= Ovation UKII =

Electric Guitar

Ovation UKII, or Ultra Kaman II, is a solid body electric guitar produced by Ovation Guitars.

The guitar featured a hollow body aluminum frame encased in a mold of urelite, a dense urethane foam. This made the guitar light, and the hollowness gave it a very distinct sound. The neck of the guitar was glued to the body and then bolted to the frame, so that along with the hollow body this would allow for maximum sustain. The pickups were custom-made by Ovation. Each coil was wound 10,000 times, more than most pickups, resulting in a high amplitude. The pickups also included switches that would switch the wiring in the pickups from in series to parallel, effectively turning hum bucker into a single coil in sound quality on the fly. The guitar also had a mono and a stereo output, where the stereo separated the two pickups into their own channels.
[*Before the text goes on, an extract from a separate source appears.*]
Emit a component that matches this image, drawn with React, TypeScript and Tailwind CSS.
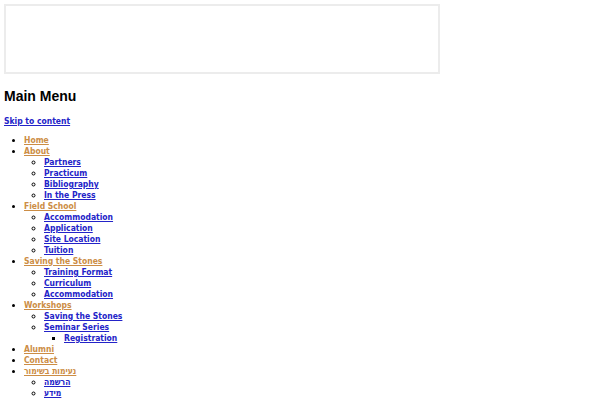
import React from 'react';

type Item = { label: string; children?: Item[] };

const menu: Item[] = [
  { label: 'Home' },
  { label: 'About', children: [{ label: 'Partners' }, { label: 'Practicum' }, { label: 'Bibliography' }, { label: 'In the Press' }] },
  { label: 'Field School', children: [{ label: 'Accommodation' }, { label: 'Application' }, { label: 'Site Location' }, { label: 'Tuition' }] },
  { label: 'Saving the Stones', children: [{ label: 'Training Format' }, { label: 'Curriculum' }, { label: 'Accommodation' }] },
  {
    label: 'Workshops',
    children: [{ label: 'Saving the Stones' }, { label: 'Seminar Series', children: [{ label: 'Registration' }] }],
  },
  { label: 'Alumni' },
  { label: 'Contact' },
  { label: 'נעימות בשימור', children: [{ label: 'הרשמה' }, { label: 'מידע' }] },
];

const bullets = ['list-disc', 'list-[circle]', 'list-[square]'];

function MenuList({ items, depth }: { items: Item[]; depth: number }) {
  return (
    <ul className={`${bullets[depth]} pl-5`}>
      {items.map((item, i) => (
        <li key={i}>
          <a
            href="#"
            className={`underline font-semibold ${depth === 0 ? 'text-[#cc8d45]' : 'text-[#2323c8]'}`}
          >
            {item.label}
          </a>
          {item.children && <MenuList items={item.children} depth={depth + 1} />}
        </li>
      ))}
    </ul>
  );
}

export default function App() {
  return (
    <div className="p-1 bg-white min-h-[400px] font-['DejaVu_Sans_Condensed','DejaVu_Sans',sans-serif] text-[8.5px] leading-[11px] text-black">
      <div className="w-[436px] h-[70px] border-2 border-[#ececec]" />
      <h2 className="mt-[14px] font-['Liberation_Sans',Arial,sans-serif] text-[14px] leading-[16px] font-bold">Main Menu</h2>
      <a href="#" className="block mt-[12px] underline text-[#2323c8] font-bold">Skip to content</a>
      <div className="mt-[8px]">
        <MenuList items={menu} depth={0} />
      </div>
    </div>
  );
}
The UKII came in several varieties:
- Chrome or gold hardware (bridge/tuners/etc)
- Several finishes usually painted to look like the grain of wood
- Abalone rectangle inlays or mother of pearl bowties (signature look) on the fretboard which was made of ebony
- An optional pickguard

The number of UKII's produced is not known, but ranges between 2,000 and 3,000, between 1979 and 1983. Like all other ovation solid body guitars of the time, it came with its own serial number and brown hard case. Ovation stopped producing solid bodies in the mid-1980s and the UKII has become a collector's items along with other Ovation solid bodies like the Breadwinner and Ultra GP.